AVAILABLE DATA:
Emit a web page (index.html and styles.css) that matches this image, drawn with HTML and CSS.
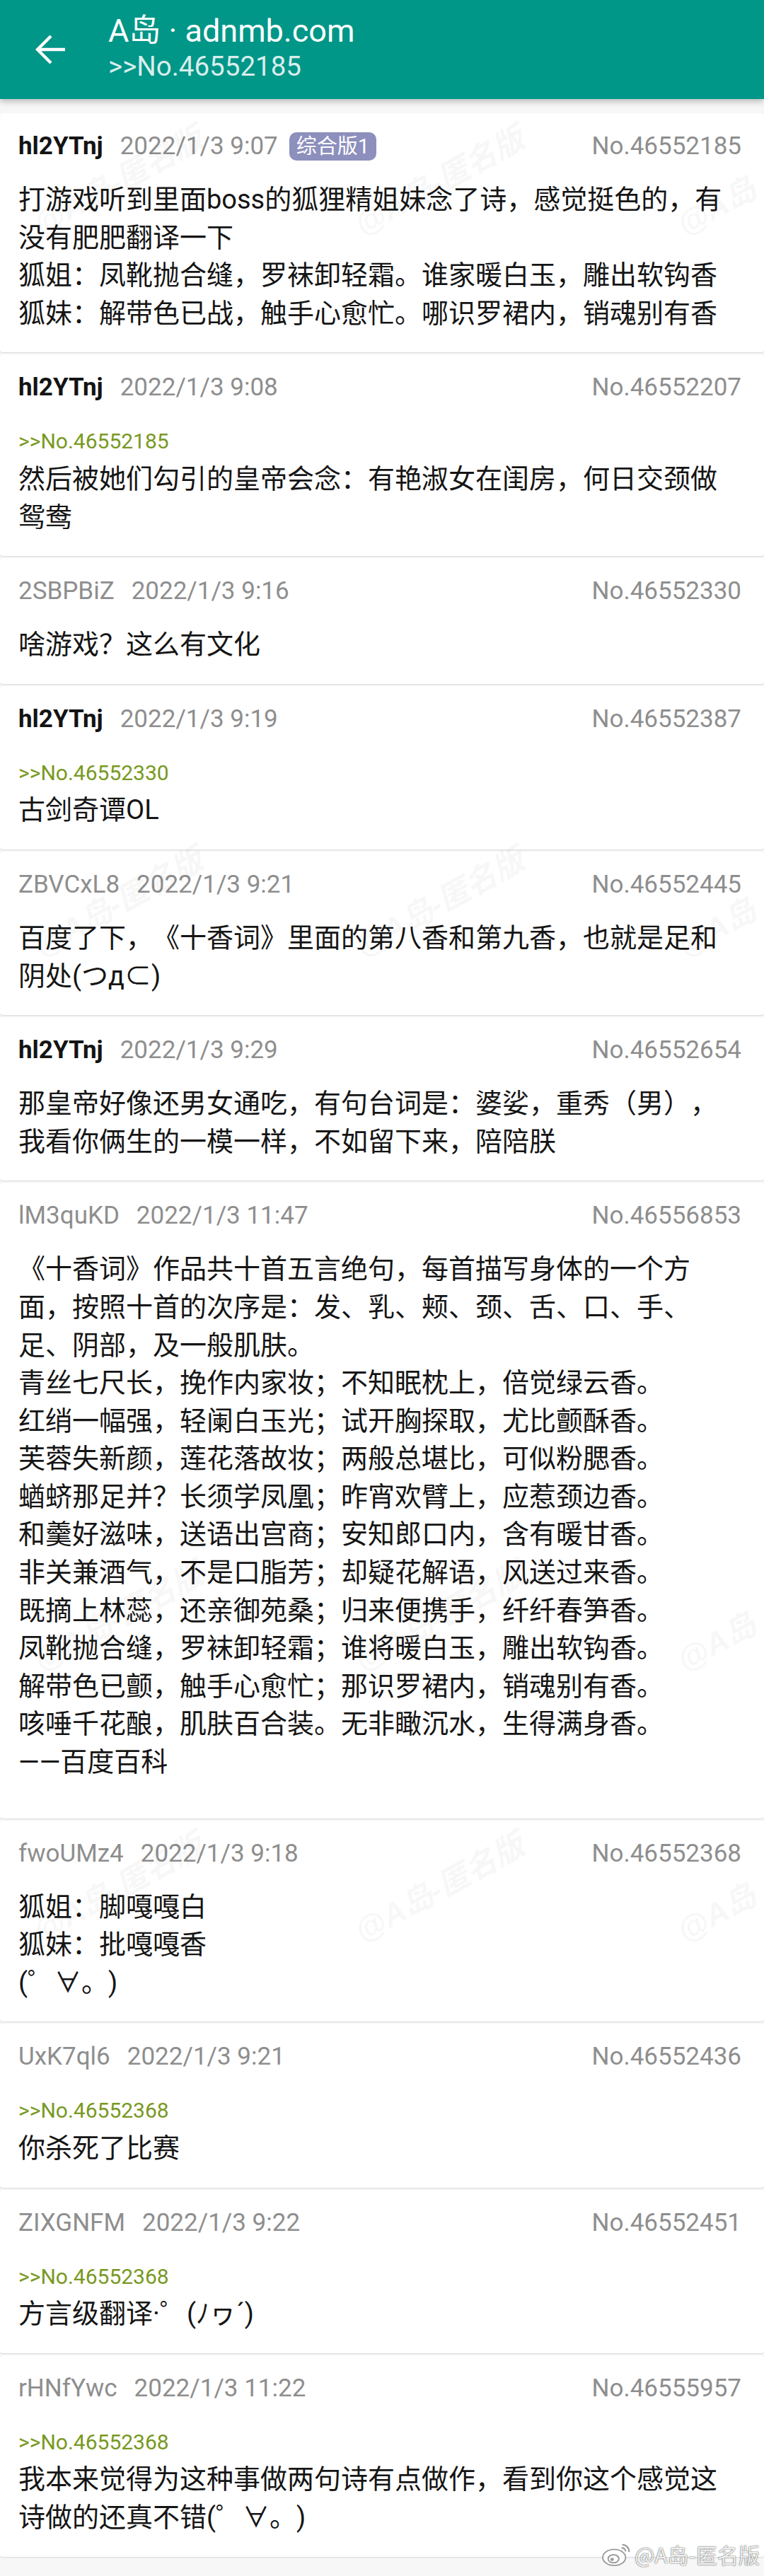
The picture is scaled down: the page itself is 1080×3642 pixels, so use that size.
FILE: index.html
```html
<!DOCTYPE html>
<html lang="zh-CN">
<head>
<meta charset="utf-8">
<title>A岛 · adnmb.com</title>
<link rel="stylesheet" href="styles.css">
</head>
<body>
<div class="page">
  <header class="appbar">
    <svg class="appbar-back" viewBox="0 0 44 44" aria-hidden="true">
      <path d="M3 22 H42 M22 3 L3 22 L22 41" fill="none" stroke="#fff" stroke-width="4.4" stroke-linecap="butt" stroke-linejoin="miter"/>
    </svg>
    <div class="appbar-titles">
      <div class="appbar-title">A岛 · adnmb.com</div>
      <div class="appbar-subtitle">&gt;&gt;No.46552185</div>
    </div>
  </header>

  <main class="thread">
    <article class="post">
      <div class="post-meta">
        <span class="post-uid post-uid--po">hl2YTnj</span>
        <span class="post-time">2022/1/3 9:07</span>
        <span class="post-tag">综合版1</span>
        <span class="post-no">No.46552185</span>
      </div>
      <div class="post-body">打游戏听到里面boss的狐狸精姐妹念了诗，感觉挺色的，有没有肥肥翻译一下<br>狐姐：凤靴抛合缝，罗袜卸轻霜。谁家暖白玉，雕出软钩香<br>狐妹：解带色已战，触手心愈忙。哪识罗裙内，销魂别有香</div>
    </article>

    <article class="post">
      <div class="post-meta">
        <span class="post-uid post-uid--po">hl2YTnj</span>
        <span class="post-time">2022/1/3 9:08</span>
        <span class="post-no">No.46552207</span>
      </div>
      <div class="post-body"><div class="post-quote">&gt;&gt;No.46552185</div>然后被她们勾引的皇帝会念：有艳淑女在闺房，何日交颈做鸳鸯</div>
    </article>

    <article class="post">
      <div class="post-meta">
        <span class="post-uid">2SBPBiZ</span>
        <span class="post-time">2022/1/3 9:16</span>
        <span class="post-no">No.46552330</span>
      </div>
      <div class="post-body">啥游戏？这么有文化</div>
    </article>

    <article class="post">
      <div class="post-meta">
        <span class="post-uid post-uid--po">hl2YTnj</span>
        <span class="post-time">2022/1/3 9:19</span>
        <span class="post-no">No.46552387</span>
      </div>
      <div class="post-body"><div class="post-quote">&gt;&gt;No.46552330</div>古剑奇谭OL</div>
    </article>

    <article class="post">
      <div class="post-meta">
        <span class="post-uid">ZBVCxL8</span>
        <span class="post-time">2022/1/3 9:21</span>
        <span class="post-no">No.46552445</span>
      </div>
      <div class="post-body">百度了下，《十香词》里面的第八香和第九香，也就是足和阴处(つд⊂)</div>
    </article>

    <article class="post">
      <div class="post-meta">
        <span class="post-uid post-uid--po">hl2YTnj</span>
        <span class="post-time">2022/1/3 9:29</span>
        <span class="post-no">No.46552654</span>
      </div>
      <div class="post-body">那皇帝好像还男女通吃，有句台词是：婆娑，重秀（男），我看你俩生的一模一样，不如留下来，陪陪朕</div>
    </article>

    <article class="post">
      <div class="post-meta">
        <span class="post-uid">lM3quKD</span>
        <span class="post-time">2022/1/3 11:47</span>
        <span class="post-no">No.46556853</span>
      </div>
      <div class="post-body post-body--trail">《十香词》作品共十首五言绝句，每首描写身体的一个方面，按照十首的次序是：发、乳、颊、颈、舌、口、手、足、阴部，及一般肌肤。<br>青丝七尺长，挽作内家妆；不知眠枕上，倍觉绿云香。<br>红绡一幅强，轻阑白玉光；试开胸探取，尤比颤酥香。<br>芙蓉失新颜，莲花落故妆；两般总堪比，可似粉腮香。<br>蝤蛴那足并？长须学凤凰；昨宵欢臂上，应惹颈边香。<br>和羹好滋味，送语出宫商；安知郎口内，含有暖甘香。<br>非关兼酒气，不是口脂芳；却疑花解语，风送过来香。<br>既摘上林蕊，还亲御苑桑；归来便携手，纤纤春笋香。<br>凤靴抛合缝，罗袜卸轻霜；谁将暖白玉，雕出软钩香。<br>解带色已颤，触手心愈忙；那识罗裙内，销魂别有香。<br>咳唾千花酿，肌肤百合装。无非瞰沉水，生得满身香。<br>——百度百科</div>
    </article>

    <article class="post">
      <div class="post-meta">
        <span class="post-uid">fwoUMz4</span>
        <span class="post-time">2022/1/3 9:18</span>
        <span class="post-no">No.46552368</span>
      </div>
      <div class="post-body">狐姐：脚嘎嘎白<br>狐妹：批嘎嘎香<br>(゜∀。)</div>
    </article>

    <article class="post">
      <div class="post-meta">
        <span class="post-uid">UxK7ql6</span>
        <span class="post-time">2022/1/3 9:21</span>
        <span class="post-no">No.46552436</span>
      </div>
      <div class="post-body"><div class="post-quote">&gt;&gt;No.46552368</div>你杀死了比赛</div>
    </article>

    <article class="post">
      <div class="post-meta">
        <span class="post-uid">ZIXGNFM</span>
        <span class="post-time">2022/1/3 9:22</span>
        <span class="post-no">No.46552451</span>
      </div>
      <div class="post-body"><div class="post-quote">&gt;&gt;No.46552368</div>方言级翻译·゜(ﾉヮ´)</div>
    </article>

    <article class="post">
      <div class="post-meta">
        <span class="post-uid">rHNfYwc</span>
        <span class="post-time">2022/1/3 11:22</span>
        <span class="post-no">No.46555957</span>
      </div>
      <div class="post-body"><div class="post-quote">&gt;&gt;No.46552368</div>我本来觉得为这种事做两句诗有点做作，看到你这个感觉这诗做的还真不错(゜∀。)</div>
    </article>
  </main>

  <div class="watermarks" aria-hidden="true">
    <span class="wm wm-r1 wm-c1">@A岛-匿名版</span>
    <span class="wm wm-r1 wm-c2">@A岛-匿名版</span>
    <span class="wm wm-r1 wm-c3">@A岛</span>
    <span class="wm wm-r2 wm-c1">@A岛-匿名版</span>
    <span class="wm wm-r2 wm-c2">@A岛-匿名版</span>
    <span class="wm wm-r2 wm-c3">@A岛</span>
    <span class="wm wm-r3 wm-c1">@A岛-匿名版</span>
    <span class="wm wm-r3 wm-c2">@A岛-匿名版</span>
    <span class="wm wm-r3 wm-c3">@A岛</span>
    <span class="wm wm-r4 wm-c1">@A岛-匿名版</span>
    <span class="wm wm-r4 wm-c2">@A岛-匿名版</span>
    <span class="wm wm-r4 wm-c3">@A岛</span>
  </div>

  <div class="weibo-mark" aria-hidden="true">
    <svg class="weibo-logo" viewBox="0 0 48 40">
      <ellipse cx="20" cy="25" rx="17" ry="12" fill="rgba(255,255,255,0.85)" stroke="#9a9a9a" stroke-width="2"/>
      <ellipse cx="19" cy="27" rx="8" ry="6" fill="none" stroke="#9a9a9a" stroke-width="2"/>
      <circle cx="17" cy="28" r="2.5" fill="#9a9a9a"/>
      <path d="M32 6 A10 10 0 0 1 42 17" fill="none" stroke="#9a9a9a" stroke-width="2.2"/>
      <path d="M31 11 A5 5 0 0 1 37 16" fill="none" stroke="#9a9a9a" stroke-width="2.2"/>
    </svg>
    <span class="weibo-text">@A岛-匿名版</span>
  </div>
</div>
</body>
</html>
```

FILE: styles.css
```css
* {
  box-sizing: border-box;
}

html,
body {
  margin: 0;
  padding: 0;
}

body {
  width: 1080px;
  background: #f7f7f7;
  font-family: Roboto, "Noto Sans CJK SC", sans-serif;
  color: #151515;
  text-spacing-trim: space-all;
}

.page {
  position: relative;
  min-height: 3642px;
  overflow: hidden;
}

/* ---------- app bar ---------- */
.appbar {
  position: relative;
  z-index: 2;
  height: 140px;
  display: flex;
  align-items: flex-start;
  background: #009688;
  color: #fff;
  box-shadow: 0 3px 9px rgba(0, 0, 0, 0.28);
}

.appbar-back {
  flex: none;
  width: 44px;
  height: 44px;
  margin: 48px 0 0 50px;
}

.appbar-titles {
  margin-left: 59px;
  padding-top: 17px;
}

.appbar-title {
  font-size: 45px;
  line-height: 54px;
  white-space: nowrap;
}

.appbar-subtitle {
  font-size: 38.5px;
  line-height: 46px;
  color: rgba(255, 255, 255, 0.86);
  white-space: nowrap;
}

/* ---------- thread ---------- */
.thread {
  display: flex;
  flex-direction: column;
  gap: 3px;
  padding: 20px 0 17px;
}

.post {
  background: #fff;
  border-radius: 4px;
  box-shadow: 0 1px 2px rgba(0, 0, 0, 0.13);
  padding: 24px 32px 28px 26px;
}

.post-meta {
  display: flex;
  align-items: center;
  height: 46px;
  font-size: 35px;
  line-height: 46px;
  color: #8e8e8e;
  white-space: nowrap;
}

.post-uid {
  margin-right: 24px;
}

.post-uid--po {
  font-weight: 700;
  color: #141414;
}

.post-tag {
  display: inline-flex;
  align-items: center;
  height: 40px;
  margin-left: 16px;
  padding: 0 10px;
  border-radius: 10px;
  background: #8d8fbd;
  color: #fff;
  font-size: 29px;
  line-height: 40px;
}

.post-no {
  margin-left: auto;
}

.post-body {
  margin-top: 26px;
  font-size: 38px;
  line-height: 53.6px;
  color: #151515;
}

.post-body--trail {
  padding-bottom: 24px;
}

.post-quote {
  font-size: 30px;
  color: #789922;
}

/* ---------- watermarks (overlay) ---------- */
.watermarks {
  position: absolute;
  inset: 0;
  z-index: 3;
  pointer-events: none;
}

.wm {
  position: absolute;
  font-family: "Liberation Sans", "Noto Sans CJK SC", sans-serif;
  font-style: italic;
  font-weight: 700;
  font-size: 44px;
  line-height: 44px;
  color: rgba(0, 0, 0, 0.05);
  white-space: nowrap;
  transform: rotate(-29deg);
  transform-origin: 0 100%;
}

.wm-r1 { top: 296px; }
.wm-r2 { top: 1316px; }
.wm-r3 { top: 2326px; }
.wm-r4 { top: 2709px; }

.wm-c1 { left: 62px; }
.wm-c2 { left: 516px; }
.wm-c3 { left: 972px; }

.weibo-mark {
  position: absolute;
  z-index: 4;
  top: 3592px;
  right: 6px;
  display: flex;
  align-items: center;
  gap: 2px;
}

.weibo-logo {
  width: 46px;
  height: 38px;
}

.weibo-text {
  font-family: "Noto Sans CJK SC", sans-serif;
  font-size: 30px;
  line-height: 36px;
  color: rgba(255, 255, 255, 0.92);
  text-shadow: 0 0 2px rgba(0, 0, 0, 0.55), 0 0 1px rgba(0, 0, 0, 0.5);
}
```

GIVEN PROBLEM: Where does the word "index" appear in the listing? List each line that holds it.

RIGHT ANSWER:
Emit a web page (index.html and styles.css) that matches this image, drawn with HTML and CSS.
FILE: index.html
  z-index: 2;
  z-index: 3;
  z-index: 4;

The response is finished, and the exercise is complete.